Other aspects such as participants’ satisfaction and experience with the intervention (utility, usefulness, and quality of the mobile app) were critical to assess [28]. In 24% (4/17) of the studies, the acceptability of the interventions by parents and youth was evaluated. This assessment addressed various aspects of the interventions, including the appropriateness of content and wording, graphic design and color choices, intervention length, the likelihood of recommending the intervention, and discussions about the intervention [18,21,23,30]. These evaluations allowed for a comprehensive assessment of the intervention and provided areas for ongoing improvements to the technology-mediated, tailored intervention for the HPV vaccination. The findings may also help to inform how to link intervention engagement to youth vaccination and uncover motivational factors that could influence significant vaccination behavior change and adherence.

This systematic review expands the current understanding regarding the use of mHealth interventions and their impact on unvaccinated youth and their parents. It adopted multiple search strategies and was not limited to randomized controlled trials; such inclusion could help gain a more comprehensive understanding of the strengths and limitations of the available evidence. Although this review could be a useful reference to guide the future development and evaluation of mHealth interventions targeting the improvement of HPV vaccination decisions and behaviors among youth, it is essential to note that the studies of moderate quality included in the review may have the potential to compromise the generalizability and transferability of the findings.

The review also has some limitations, including the limited number of databases searched; exclusion of non–English language studies; and a narrow geographical focus, with most studies conducted in the United States, which could all lead to selection and reporting biases. The evidence presented in the review could not represent all the current mHealth interventions for HPV vaccination as only parents and adolescents were targeted. Moreover, a meta-analysis could not be conducted because of the heterogeneity of the studies and measured outcomes. Finally, the dynamics surrounding HPV vaccine decision-making might be different in various regions outside the United States. For instance, the accessibility or availability of the HPV vaccine might be a predominant factor affecting vaccine decisions in some other countries or regions [45,46]. Although this study sheds light on the situation within the United States, further studies are necessary to explore the nuanced interactions between mHealth tools and vaccine decision-making in diverse international settings.

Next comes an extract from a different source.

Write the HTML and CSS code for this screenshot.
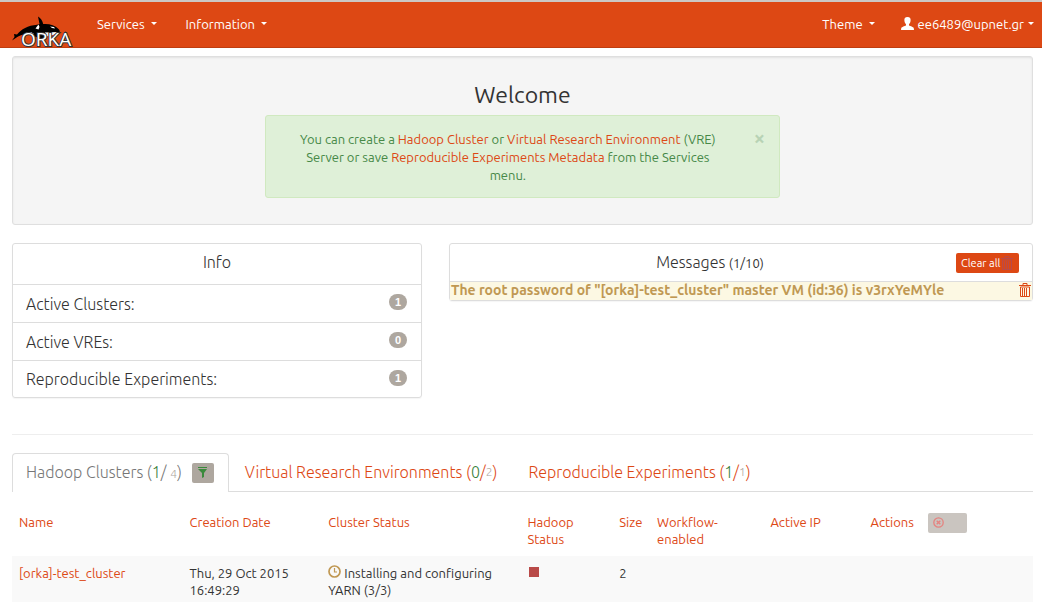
FILE: index.html
```html
<!DOCTYPE html>
<html lang="en">
<head>
<meta charset="utf-8">
<meta name="viewport" content="width=device-width, initial-scale=1">
<title>Orka</title>
<link rel="stylesheet" href="styles.css">
</head>
<body>
<svg class="sprite" aria-hidden="true">
  <symbol id="trash" viewBox="0 0 12 14">
    <path fill="none" stroke="currentColor" d="M4 2V.5h4V2M0 2.500h12M1.500 4v9.500h9V4zM3.500 5v8M5.500 5v8M7.500 5v8"/>
  </symbol>
</svg>
<nav class="navbar">
  <a class="brand" href="#" aria-label="Orka">
    <svg class="logo" viewBox="0 0 58 31">
      <path fill="#000" d="M0 24.500 2.500 21 2 18 5 18.500C9 13.500 16 9.500 25 8.800L27.500 8 26 .5C29 2 30.500 5 31.200 8 37 7.500 43 9 46.500 13 48.500 15 48 17 46 17.500L37 19 29 23 18 18.500C12 17.500 8 19 4.500 21.500z"/>
      <path fill="#fff" d="M23.500 12.500l3-4 1 2.500-1 2.500zM38 10.500l4 .5 1 1.500-3-.5zM14 16l5 0 3 2-6-.5zM33 16.500l13-.5 1 1-6 2-9 2z"/>
      <text class="logo-text" x="9" y="30">ORKA</text>
    </svg>
  </a>
  <button class="nav-item" type="button">Services <span class="caret"></span></button>
  <button class="nav-item" type="button">Information <span class="caret"></span></button>
  <div class="nav-right">
    <button class="nav-item" type="button">Theme <span class="caret"></span></button>
    <button class="nav-item nav-user" type="button">
      <svg class="user-icon" viewBox="0 0 13 13"><path fill="#fff" d="M6.500 0C9 0 9.800 1.500 9.600 3.500 9.500 5.500 8.800 6.500 8 7.200v1.300c1.500.8 4 1.300 4.700 2.300L13 13H0l.3-2.200C1 9.800 3.500 9.300 5 8.500V7.200C4.200 6.500 3.500 5.500 3.400 3.500 3.200 1.500 4 0 6.500 0z"/></svg>
      <span>ee6489@upnet.gr</span><span class="caret"></span>
    </button>
  </div>
</nav>
<main class="page">
  <section class="well">
    <h1 class="welcome">Welcome</h1>
    <div class="alert">
      <p class="alert-text">You can create a <a href="#">Hadoop Cluster</a> or <a href="#">Virtual Research Environment</a> (VRE) Server or save <a href="#">Reproducible Experiments Metadata</a> from the Services menu.</p>
      <button class="close" type="button" aria-label="Close">×</button>
    </div>
  </section>
  <div class="panels">
    <section class="panel">
      <h2 class="info-title">Info</h2>
      <ul class="info-list">
        <li>Active Clusters: <span class="badge">1</span></li>
        <li>Active VREs: <span class="badge">0</span></li>
        <li>Reproducible Experiments: <span class="badge">1</span></li>
      </ul>
    </section>
    <section class="panel">
      <header class="msg-head">
        <h2 class="msg-title">Messages <small>(1/10)</small></h2>
        <button class="clear" type="button">Clear all<svg class="clear-icon"><use href="#trash"/></svg></button>
      </header>
      <div class="msg">
        <span>The root password of "[orka]-test_cluster" master VM (id:36) is v3rxYeMYle</span>
        <button class="msg-delete" type="button" aria-label="Delete message"><svg><use href="#trash"/></svg></button>
      </div>
    </section>
  </div>
  <hr class="rule">
  <div class="tabs">
    <div class="tab tab-active">
      <span>Hadoop Clusters (<span class="active-count">1</span>/ <small>4</small>)</span>
      <button class="filter" type="button" aria-label="Filter">
        <svg viewBox="0 0 9 11"><path fill="#3a8a3c" d="M0 0h9v1H0zM0 2h9L6 6v4l-2 1V6z"/></svg>
      </button>
    </div>
    <a class="tab" href="#">Virtual Research Environments (<span class="active-count">0</span>/<small>2</small>)</a>
    <a class="tab" href="#">Reproducible Experiments (<span class="active-count">1</span>/<small>1</small>)</a>
  </div>
  <table class="clusters">
    <colgroup>
      <col class="c-name"><col class="c-date"><col class="c-status"><col class="c-hadoop"><col class="c-size"><col class="c-flow"><col class="c-ip"><col class="c-actions">
    </colgroup>
    <thead>
      <tr>
        <th><a href="#">Name</a></th>
        <th><a href="#">Creation Date</a></th>
        <th><a href="#">Cluster Status</a></th>
        <th><a href="#">Hadoop Status</a></th>
        <th><a href="#">Size</a></th>
        <th><a href="#">Workflow-enabled</a></th>
        <th><a href="#">Active IP</a></th>
        <th>
          <div class="actions">
            <a href="#">Actions</a>
            <button class="remove" type="button" aria-label="Remove" disabled>
              <svg viewBox="0 0 11 11"><g fill="none" stroke="#d9403c"><circle cx="5.500" cy="5.500" r="4.700" stroke-width="1.300"/><path stroke-width="1.400" d="M3.700 3.700l3.600 3.600M7.300 3.700 3.700 7.300"/></g></svg>
            </button>
          </div>
        </th>
      </tr>
    </thead>
    <tbody>
      <tr>
        <td><a href="#">[orka]-test_cluster</a></td>
        <td>Thu, 29 Oct 2015 16:49:29</td>
        <td><svg class="clock" viewBox="0 0 13 13"><g fill="none" stroke="#c09853"><circle cx="6.500" cy="6.500" r="5.500" stroke-width="1.700"/><path stroke-width="1.200" d="M6.500 3v4H9"/></g></svg> Installing and configuring YARN (3/3)</td>
        <td><span class="stopped"></span></td>
        <td>2</td>
        <td></td>
        <td></td>
        <td></td>
      </tr>
    </tbody>
  </table>
</main>
</body>
</html>
```
FILE: styles.css
```css
* { box-sizing: border-box; }
body {
  margin: 0;
  background: #fff;
  color: #333;
  font: 13px/18px "Ubuntu", "Noto Sans", sans-serif;
}
button {
  margin: 0;
  padding: 0;
  border: 0;
  background: none;
  color: inherit;
  font: inherit;
}
a { color: #dd4814; text-decoration: none; }
h1, h2, p, ul { margin: 0; padding: 0; font-weight: 400; }
svg { display: block; }
.sprite { position: absolute; width: 0; height: 0; }

.navbar {
  display: flex;
  height: 48px;
  padding: 0 8px 0 12px;
  background: #dd4814;
  border-top: 2px solid #ccc8c4;
  border-bottom: 1px solid #bf3e11;
  color: #fff;
}
.brand { align-self: flex-end; margin-right: 27px; }
.logo { width: 58px; height: 31px; overflow: visible; }
.logo-text {
  font: 19px "Open Sans", sans-serif;
  fill: #fff;
  stroke: #333;
  stroke-width: 2px;
  paint-order: stroke;
}
.nav-item {
  display: flex;
  align-items: center;
  gap: 6px;
  margin-right: 29px;
  padding-bottom: 2px;
  white-space: nowrap;
}
.nav-right { display: flex; margin-left: auto; }
.nav-right .nav-item { margin-right: 26px; }
.nav-right .nav-user { gap: 4px; margin-right: 0; }
.user-icon { width: 13px; height: 13px; }
.caret {
  border: 3px solid transparent;
  border-top-color: #fff;
  border-bottom: 0;
}

.page { padding: 8px 9px 0 12px; }
.well {
  padding: 26px 19px;
  background: #f5f5f5;
  border: 1px solid #dfdfdf;
  border-radius: 3px;
  box-shadow: inset 0 1px 2px rgba(0, 0, 0, .08);
  text-align: center;
}
.welcome { padding-bottom: 8px; font-size: 23px; line-height: 24px; }
.alert {
  display: flex;
  gap: 18px;
  width: 52.5%;
  margin: 0 auto;
  padding: 14px 14px 13px;
  background: #dff0d8;
  border: 1px solid #d0e9c0;
  border-radius: 3px;
  color: #468847;
}
.alert-text { flex: 1; padding: 0 10px; }
.close {
  align-self: flex-start;
  color: #b8d3b5;
  font-size: 20px;
  font-weight: 700;
  line-height: 16px;
}

.panels {
  display: grid;
  grid-template-columns: 410fr 584fr;
  align-items: start;
  gap: 27px;
  margin-top: 18px;
}
.panel {
  min-height: 58px;
  border: 1px solid #ddd;
  border-radius: 3px;
  box-shadow: 0 1px 1px rgba(0, 0, 0, .04);
}
.info-title {
  padding: 8px 0 12px;
  font-size: 16px;
  font-weight: 300;
  line-height: 20px;
  text-align: center;
}
.info-list { list-style: none; font-size: 16px; font-weight: 300; }
.info-list li {
  display: flex;
  align-items: center;
  justify-content: space-between;
  height: 38px;
  padding: 0 14px 0 13px;
  border-top: 1px solid #ddd;
}
.info-list li:last-child { height: 37px; }
.badge {
  width: 18px;
  height: 16px;
  margin-bottom: 3px;
  background: #aea79f;
  border-radius: 8px;
  color: #fff;
  font: 700 11px/16px "Liberation Sans", sans-serif;
  text-align: center;
}
.msg-head {
  display: flex;
  align-items: center;
  height: 38px;
  padding-right: 13px;
  border-bottom: 1px solid #ddd;
}
.msg-title {
  flex: 1;
  padding-left: 14px;
  font-size: 16px;
  font-weight: 300;
  text-align: center;
}
.msg-title small { font-size: 13px; font-weight: 400; }
.clear {
  display: flex;
  align-items: center;
  width: 63px;
  height: 20px;
  padding-left: 5px;
  background: #dd4814;
  border-radius: 2px;
  color: #fff;
  font-size: 11px;
  white-space: nowrap;
}
.clear-icon { flex: none; width: 12px; height: 14px; margin-left: 1px; color: #b94a48; }
.msg {
  display: flex;
  align-items: center;
  justify-content: space-between;
  height: 18px;
  padding: 0 1px 2px;
  background: #fcf8e3;
  color: #c09853;
  font-size: 14px;
  font-weight: 700;
}
.msg-delete { color: #dd4814; }
.msg-delete svg { width: 12px; height: 14px; }

.rule { margin: 36px 0 18px; border: 0; border-top: 1px solid #eee; }
.tabs { display: flex; height: 39px; border-bottom: 1px solid #ddd; font-size: 16px; font-weight: 300; }
.tab {
  display: flex;
  align-items: center;
  height: 39px;
  margin-right: 1px;
  padding: 0 14px 2px;
  border: 1px solid transparent;
  border-bottom: 0;
  border-radius: 4px 4px 0 0;
  white-space: pre;
}
.tab-active { gap: 10px; padding: 0 14px 1px 13px; background: #fff; border-color: #ddd; color: #777; }
.tab small { color: #aea79f; font-size: 12px; }
.active-count { color: #38803a; }
.filter {
  display: flex;
  align-items: center;
  justify-content: center;
  width: 22px;
  height: 20px;
  background: #aea79f;
  border-radius: 2px;
  white-space: normal;
}
.filter svg { width: 9px; height: 11px; }

.clusters {
  width: 100%;
  border-collapse: collapse;
  table-layout: fixed;
  line-height: 17px;
}
.clusters th, .clusters td {
  padding: 9px 7px;
  text-align: left;
  vertical-align: top;
  font-weight: 400;
}
.clusters th { padding: 22px 7px 8px; }
.clusters tbody tr { background: #f9f9f9; }
.c-name { width: 16.7%; }
.c-date { width: 13.6%; }
.c-status { width: 19.5%; }
.c-hadoop { width: 9%; }
.c-size { width: 3.7%; }
.c-flow { width: 11.1%; }
.c-ip { width: 9.8%; }
.c-actions { width: 16.6%; }
.actions { display: flex; align-items: center; gap: 14px; height: 17px; }
.remove { width: 39px; height: 20px; padding-left: 5px; background: #aea79f; border-radius: 2px; opacity: .65; }
.remove svg { width: 11px; height: 11px; }
.clock { display: inline-block; width: 13px; height: 13px; }
.stopped { display: block; width: 10px; height: 10px; margin: 2px; background: #b94a48; }
```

This review synthesized the available evidence for mHealth interventions designed to promote HPV vaccination among youth. mHealth has shown promising results in improving youth and their parents’ HPV-related knowledge, attitudes, and beliefs toward the vaccine and addressing the barriers to vaccination, vaccination intention, and vaccine uptake. Future studies should examine the factors that could increase the quality of the study evidence and the complexity of the use of mHealth vaccination interventions, as its impact could differ depending on the platforms used, populations involved, settings of the app, and any additional efforts used to encourage the vaccination.